2013-06-02 11:00:00 | ブログ

 新しいことを一つ始め、それを規則的に継続することで、少しは自分の日常に変化を与えることができるだろうか、というのがこのブログを始める動機です。
 かつては、クラッシック音楽の情報が欲しくて、関連するたくさんのブログを毎日のように見ては、その豊かな情報の恩恵に浴し、素晴らしい音楽・演奏をいろいろと発見することができた。それらのブログを熱心に継続される方々の音楽への情熱・造詣の深さにはいつも感心させられ、それらを読むのが楽しい日課だった。
 しかし、いつしか、それらのブログから遠ざかってしまった。クラッシックも前に比べると聴かなくなってしまった。以前は毎日聴き、しばしば深い喜びや感動を与えられたり、癒されたりもしたが、ここのところ、こちらの心に音楽を受け入れる余裕がなくなってしまっていると言ったらいいのだろうか。

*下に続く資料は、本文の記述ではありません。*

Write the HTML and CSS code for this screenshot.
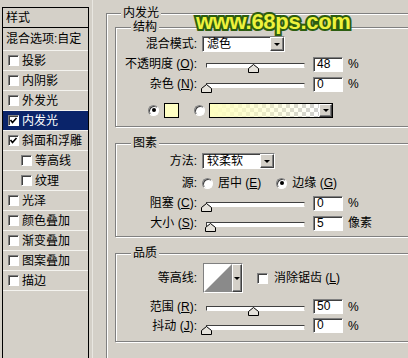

 これを書いている部屋の中、すぐ手の届くところに、今でもCDは数百枚あるのに、手が伸びない。何か聴こうかと、それらの前に立っても、どれもその時の気持ちに合わず、選ぶことができない。演奏が素晴らしいものだとわかっていても。それだけ心が枯れてしまっているということなのだろうか。
 もちろん自分でなぜそうなのかはわかっている。でも、まだそれについて冷静に書けるには程遠い精神状態なので、今は書かない。
 少しずつ、このブログに日々思うこと感じること考えることを記していきたい。それはとても儚い試みかもしれない。宛先を書かずに手紙を投函するようなものかもしれない。しかし、そうすることで、いわば言葉を通じて心をこの世界のどこかに書き込んでおきたい。そのことがわずかでも今の自分の心の支えになってくれればと願っている。
 日本から遠く離れた異国暮らしも、丸17年になろうとしている。ここ数年は独り暮らし。それがいつまで続くのかもわからない。どこまで耐えられるのかもわからない。
 しかし、自分の考えたことをいくらかはまとまった形で残しては置きたいと思う。研究者としてはそれは論文という形でということになる。他方、そこには書けないことだが、書き残しておきたいと思う大切なことも少なくない。それらの内省をここに書き記していこう。